Let's see, where to start with the items of note in my world?  In 2014...
- I've continued working with the church youth group and they've truly moved me.  To be missed by teenagers!  They're fantastic young adults and I enjoy my time with them.
- Much like last year, I only had one 'first date' - but it's become something so much more.  It has transformed a long time friend, someone I've known for a long time to be a good guy, into my guy.  This is good, this is very good.
- Worthy of its own bullet but closely tied to the previous one - I've met parents that seem to truly like me.  It doesn't feel like walking on egg shells, they seem to just care if their son is happy and that I'm making an attempt to make/keep him happy and not about their own agenda.  THIS is distinctly different from others in the past.  It seems so foreign and odd, but I could definitely get use to it.
- I was fortunate enough to travel on Allure, Vision, and Quantum of the seas.  The first being the newest ship in the fleet prior to Quantum being delivered and our make up cruise for the fire sailing last year.  The second being the place where friendships changed for the better.  The last being a brand new ship, on which I was on like her 5th sailing.  I also crossed the 200 point mark with Crown and Anchor on my last night onboard!
- My dear friend Beff also found a guy who is treating her well and shows true potential.  It's twice as amazing to be blessed with love at the same time one of your best friends finds the same.
- Vixen turned 15 and looks on point to make it to 16!
- The mortgage?  She'd done.  While it's only been a couple of months, this has allowed me to start putting more away for rainy days.

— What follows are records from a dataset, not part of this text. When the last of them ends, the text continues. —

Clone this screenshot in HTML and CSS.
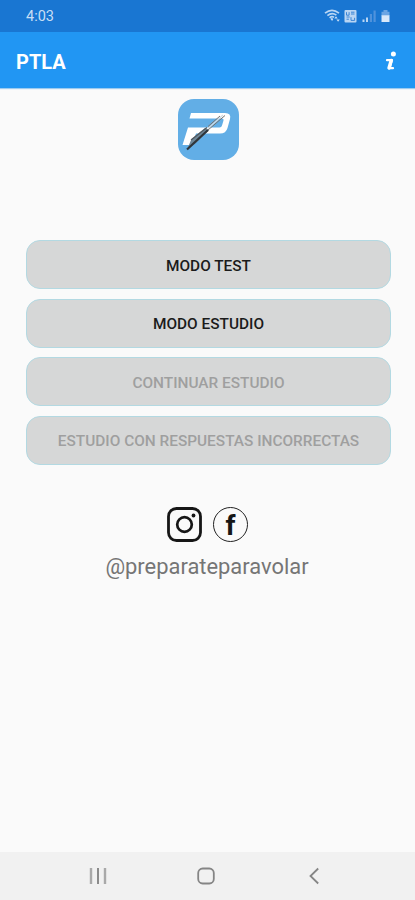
FILE: index.html
```html
<!DOCTYPE html>
<html lang="es">
<head>
    <meta charset="UTF-8">
    <meta name="viewport" content="width=device-width, initial-scale=1.0">
    <title>PTLA</title>
    <link rel="stylesheet" href="styles.css">
</head>
<body>
    <div class="status-bar">
        <span class="clock">4:03</span>
        <svg class="status-icons" width="68" height="16" viewBox="0 0 68 16">
            <!-- wifi -->
            <g fill="none" stroke="#b9d5f3" stroke-width="1.7">
                <path d="M1 5.2Q8 -.6 15 5.2"/>
                <path d="M3.4 7.6Q8 3.8 12.4 7.2"/>
                <path d="M5.6 9.8Q8 7.8 10 9.4"/>
            </g>
            <path d="M6.4 10.8L8 10l1.3 1-1.2 2zM10.3 10.5l1.7-2.2 1.7 2.2zM12.4 11.4h3.4L14.1 13.8z" fill="#c8def6"/>
            <!-- volte -->
            <rect x="20.5" y="2" width="12" height="12.5" rx="1" fill="#b9d5f3"/>
            <path d="M22.5 4.2v3h2.6v-3M27 4.2h3.5M27 6h3.5M22.5 9h3.2M22.5 11.2h2.4M27 9.2v3.2h3.6V9.8" fill="none" stroke="#3b85d5" stroke-width="1"/>
            <!-- signal -->
            <path d="M38.5 11.5h2V14h-2zM42 9.5h2V14h-2z" fill="#b9d5f3"/>
            <path d="M45.8 6h2.2v8h-2.2zM49.5 2.5h2.2V14h-2.2z" fill="#4f92dc"/>
            <!-- battery -->
            <path d="M59.5 2h4v1.8h2V8h-8V3.8h2z" fill="#6ba5e4"/>
            <path d="M57.5 7.3h8V14h-8z" fill="#d8e8fa"/>
        </svg>
    </div>

    <div class="app-bar">
        <h1>PTLA</h1>
        <a href="#" class="info">
            <svg width="12" height="20" viewBox="0 0 12 20">
                <circle cx="8.4" cy="2.9" r="2.5" fill="#fff"/>
                <path d="M2 9.2H7L4.6 17.2H8" fill="none" stroke="#fff" stroke-width="2.2" stroke-linecap="round" stroke-linejoin="round"/>
                <path d="M6.2 9.4L4 17" stroke="#fff" stroke-width="3.4" stroke-linecap="round"/>
            </svg>
        </a>
    </div>

    <div class="main">
        <svg class="logo" width="61" height="61" viewBox="0 0 61 61">
            <rect width="61" height="61" rx="16" fill="#62aee6"/>
            <path d="M13 14H47Q53.5 14 52 20L49.5 29Q48 34.5 42 34.5H18L14 46H4.5L10 28.5H41.5Q43.5 28.5 44 26.5L45.5 21.5Q46 19.5 44 19.5H11.5z" fill="#fff"/>
            <path d="M9 50.5L13.5 40 27 29 31 31 18 44z" fill="#6e8798"/>
            <path d="M9 50.5L30 31" fill="none" stroke="#2f353a" stroke-width="2.2"/>
            <path d="M13 41L29 28.5" fill="none" stroke="#50575c" stroke-width="1.3"/>
            <path d="M30 31L47 16.5M30 27.5L42 17" fill="none" stroke="#777471" stroke-width="1"/>
            <path d="M30 29.5L45 16" fill="none" stroke="#d3dce2" stroke-width="1.2"/>
        </svg>

        <div class="menu">
            <button type="button">MODO TEST</button>
            <button type="button">MODO ESTUDIO</button>
            <button type="button" disabled>CONTINUAR ESTUDIO</button>
            <button type="button" disabled>ESTUDIO CON RESPUESTAS INCORRECTAS</button>
        </div>

        <div class="social">
            <svg width="35" height="35" viewBox="0 0 35 35">
                <rect x="1.5" y="1.5" width="32" height="32" rx="8" fill="none" stroke="#161616" stroke-width="2.8"/>
                <circle cx="17.5" cy="17.5" r="7.3" fill="none" stroke="#161616" stroke-width="2.7"/>
                <circle cx="26.5" cy="8.5" r="1.9" fill="#161616"/>
            </svg>
            <span class="facebook">f</span>
        </div>
        <p class="handle">@preparateparavolar</p>
    </div>

    <div class="nav-bar">
        <svg width="18" height="18" viewBox="0 0 18 18">
            <path d="M2 1v16M16 1v16" stroke="#a9a9a9" stroke-width="2.4"/>
            <path d="M9 1v16" stroke="#8b8b8b" stroke-width="2"/>
        </svg>
        <svg width="18" height="18" viewBox="0 0 18 18">
            <rect x="1.2" y="1.5" width="15.6" height="15" rx="4.5" fill="none" stroke="#858585" stroke-width="1.8"/>
        </svg>
        <svg width="18" height="18" viewBox="0 0 18 18">
            <path d="M13.2 1.5L5.5 9l7.7 7.5" fill="none" stroke="#858585" stroke-width="1.8"/>
        </svg>
    </div>
</body>
</html>
```

FILE: styles.css
```css
body {
    margin: 0;
    height: 900px;
    display: flex;
    flex-direction: column;
    background-color: #fafafa;
    font-family: Roboto, Arial, sans-serif;
}

.status-bar {
    height: 32px;
    padding: 0 23px 0 26px;
    box-sizing: border-box;
    display: flex;
    align-items: center;
    justify-content: space-between;
    background-color: #1976d2;
}

.clock {
    color: #c8def5;
    font-size: 14.5px;
    line-height: 30px;
    padding-top: 2px;
}

.app-bar {
    height: 56px;
    padding: 0 18px 0 16px;
    box-sizing: border-box;
    display: flex;
    align-items: center;
    justify-content: space-between;
    background-color: #2196f3;
    box-shadow: 0 1px 1px #9ccbf0;
}

.app-bar h1 {
    margin: 0;
    padding-top: 3px;
    color: #fff;
    font-size: 20px;
    font-weight: 700;
}

.info {
    display: flex;
    padding-top: 2px;
}

.main {
    flex: 1;
    display: flex;
    flex-direction: column;
    align-items: center;
    padding: 11px 24px 0 26px;
}

.menu {
    width: 100%;
    margin-top: 80px;
    display: flex;
    flex-direction: column;
    gap: 9.5px;
}

.menu button {
    height: 49px;
    padding: 2px 0 0;
    border: 1px solid #b3d9e2;
    border-radius: 14px;
    background-color: #d6d7d7;
    color: #1b1b1b;
    font-family: inherit;
    font-size: 15.4px;
    font-weight: 500;
}

.menu button:disabled {
    color: #9f9f9f;
}

.social {
    margin: 42px 2px 0 0;
    display: flex;
    gap: 11px;
}

.facebook {
    width: 35px;
    height: 35px;
    box-sizing: border-box;
    border: 1.4px solid #222;
    border-radius: 50%;
    color: #161616;
    font-size: 28px;
    font-weight: 700;
    line-height: 35px;
    text-align: center;
}

.handle {
    margin: 12px 3px 0 0;
    color: #757575;
    font-size: 21.9px;
    line-height: 26px;
}

.nav-bar {
    height: 48px;
    display: flex;
    align-items: center;
    justify-content: center;
    gap: 90px;
    padding-right: 3px;
    background-color: #f1f1f1;
}
```
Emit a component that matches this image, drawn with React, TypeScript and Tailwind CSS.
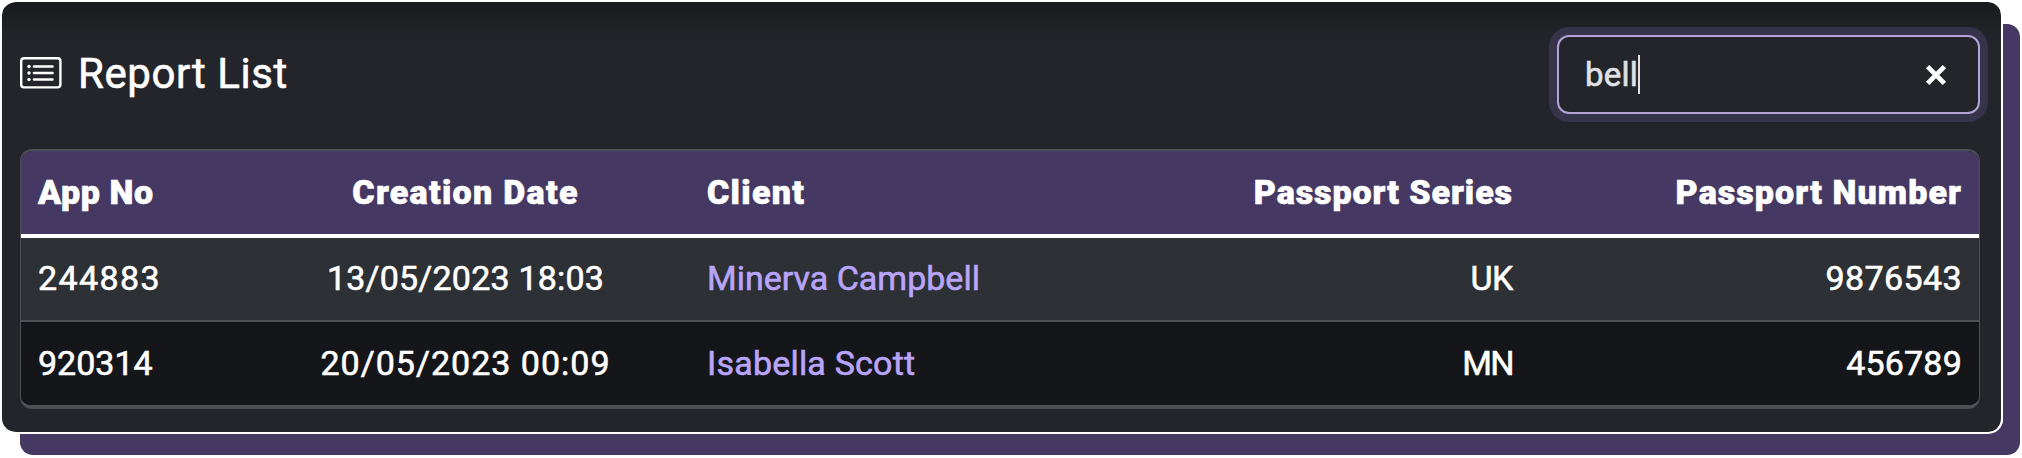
import React from "react";

type Cell = { text: string; className: string };

const columns: Cell[] = [
  { text: "App No", className: "pl-[17px] text-left tracking-[0.6px]" },
  { text: "Creation Date", className: "pl-4 text-center tracking-[1.3px]" },
  { text: "Client", className: "pl-[17px] text-left tracking-[1.3px]" },
  { text: "Passport Series", className: "pl-4 text-right tracking-[0.95px]" },
  { text: "Passport Number", className: "pl-4 text-right tracking-[1.1px]" },
];

const rows: Cell[][] = [
  [
    { text: "244883", className: "pl-[17px] text-left tracking-[1.4px]" },
    { text: "13/05/2023 18:03", className: "pl-4 text-center tracking-[0.2px]" },
    { text: "Minerva Campbell", className: "pl-[17px] text-left tracking-[0px] text-[#b9a5fb]" },
    { text: "UK", className: "pl-4 text-right tracking-[-0.4px]" },
    { text: "9876543", className: "pl-4 text-right tracking-[0.4px]" },
  ],
  [
    { text: "920314", className: "pl-[17px] text-left tracking-[0px]" },
    { text: "20/05/2023 00:09", className: "pl-4 text-center tracking-[1px]" },
    { text: "Isabella Scott", className: "pl-[17px] text-left tracking-[0.2px] text-[#b9a5fb]" },
    { text: "MN", className: "pl-4 text-right tracking-[-1.6px]" },
    { text: "456789", className: "pl-4 text-right tracking-[0.2px]" },
  ],
];

const grid = "grid grid-cols-[220px_449px_409px_430px_449px] items-center";

function ListIcon() {
  return (
    <svg width="42" height="32" viewBox="0 0 42 32" fill="none" stroke="white">
      <rect x="1.2" y="1.2" width="39.2" height="29.2" rx="2.8" strokeWidth="2.4" />
      <path d="M14 9.5h18.5M14 16h18.5M14 22.5h18.5" strokeWidth="2.6" strokeLinecap="round" />
      <g fill="white" stroke="none">
        <circle cx="9" cy="9.5" r="1.7" />
        <circle cx="9" cy="16" r="1.7" />
        <circle cx="9" cy="22.5" r="1.7" />
      </g>
    </svg>
  );
}

function ClearIcon() {
  return (
    <svg width="22" height="22" viewBox="0 0 22 22" stroke="white" strokeWidth="4.8">
      <path d="M2.6 2.6l16.8 16.8M19.4 2.6L2.6 19.4" />
    </svg>
  );
}

export default function App() {
  return (
    <div className="h-[458px] w-[2022px] overflow-hidden bg-white font-[Roboto,sans-serif] text-white [-webkit-text-stroke:0.6px]">
      <div className="ml-px h-[433px] w-[2002px] rounded-[14px] shadow-[18px_23px_0_-1px_#453963]">
        <div className="h-[434px] w-[2002px] rounded-[15px] border-2 border-white border-l-[#f4f6f7] border-l-[1.5px] bg-[linear-gradient(to_bottom,#191a1e_0px,#1f2326_26px,#24252b_46px)] bg-clip-padding pl-[18px] pr-[17px] pt-[25px]">
          <div className="flex h-[95px] items-center justify-between pr-[4px]">
            <div className="mb-[3px] flex h-[78px] items-center">
              <ListIcon />
              <h1 className="ml-[16px] pt-[2px] text-[42px] leading-[50px] tracking-[0.6px]">Report List</h1>
            </div>
            <div className="flex h-[79px] w-[423px] items-center justify-between rounded-[12px] border-2 border-[#b3a3d6] bg-[#24252b] pl-[26px] pr-[31px] shadow-[0_0_0_8px_#37334b]">
              <div className="flex items-center">
                <span className="text-[33px] leading-[40px] tracking-[0.2px] text-[#dee2e6]">bell</span>
                <span className="h-[39px] w-[2px] bg-[#dee2e6]" />
              </div>
              <ClearIcon />
            </div>
          </div>
          <div className="mt-[27px] w-[1960px] overflow-hidden rounded-[12px] border-x-[1.5px] border-t-2 border-b-4 border-[#4d5054]">
            <div className={`${grid} h-[87px] border-b-4 border-white bg-[#453963] text-[34px] font-black`}>
              {columns.map((c) => (
                <div key={c.text} className={`pr-4 ${c.className}`}>{c.text}</div>
              ))}
            </div>
            <div className={`${grid} h-[84px] border-b-2 border-[#4d5054] bg-[#2d3034] pb-px text-[34px]`}>
              {rows[0].map((c) => (
                <div key={c.text} className={`pr-4 ${c.className}`}>{c.text}</div>
              ))}
            </div>
            <div className={`${grid} h-[83px] bg-[#151619] text-[34px]`}>
              {rows[1].map((c) => (
                <div key={c.text} className={`pr-4 ${c.className}`}>{c.text}</div>
              ))}
            </div>
          </div>
        </div>
      </div>
    </div>
  );
}
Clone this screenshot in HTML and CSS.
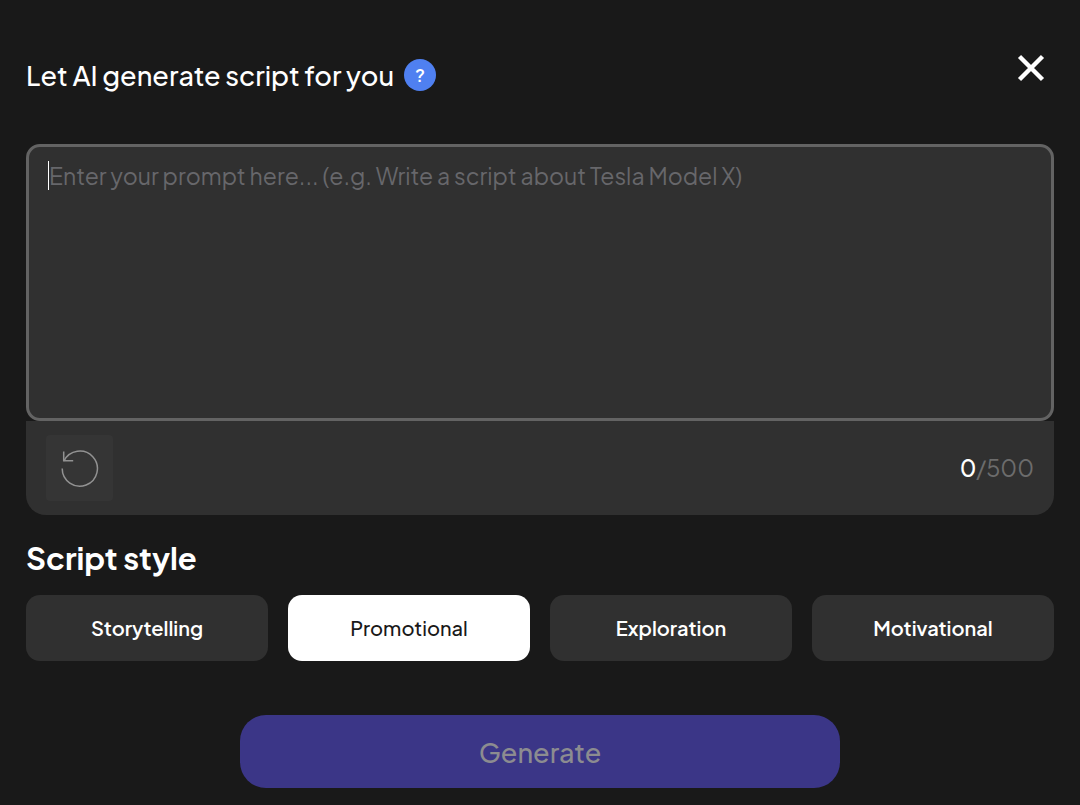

- I took off 20 lbs this year (it's only one size, but it's a good thing).  There was a lot of hard work behind this, but again, I had some amazing motivation to do so.  I feel a lot better, that's for sure.
- I finished that 5k that I wanted to do before I turned 40.

What do I need to change in my world for 2015?
- I need to find a way to grow my skills again.  Someday I'll need to change jobs and what I've been doing will not help ensure my success there.
- I need to keep working on the weight and diet but moreso to make a permanent change, so I don't allow myself to fluctuate drastically upwards again.
- I need to eliminate irrational fears.  The sins of the (people of the) past do not apply to those in my present and I refuse to allow them to ruin any more of my days than they already did.  This is an evolution and a process, one that can never be contained by one time frame.
- I guess I'm going to need to come to terms with hitting a milestone birthday.  I know I won't be thrilled about it, but at this point I suspect I'll take it better than I did 30.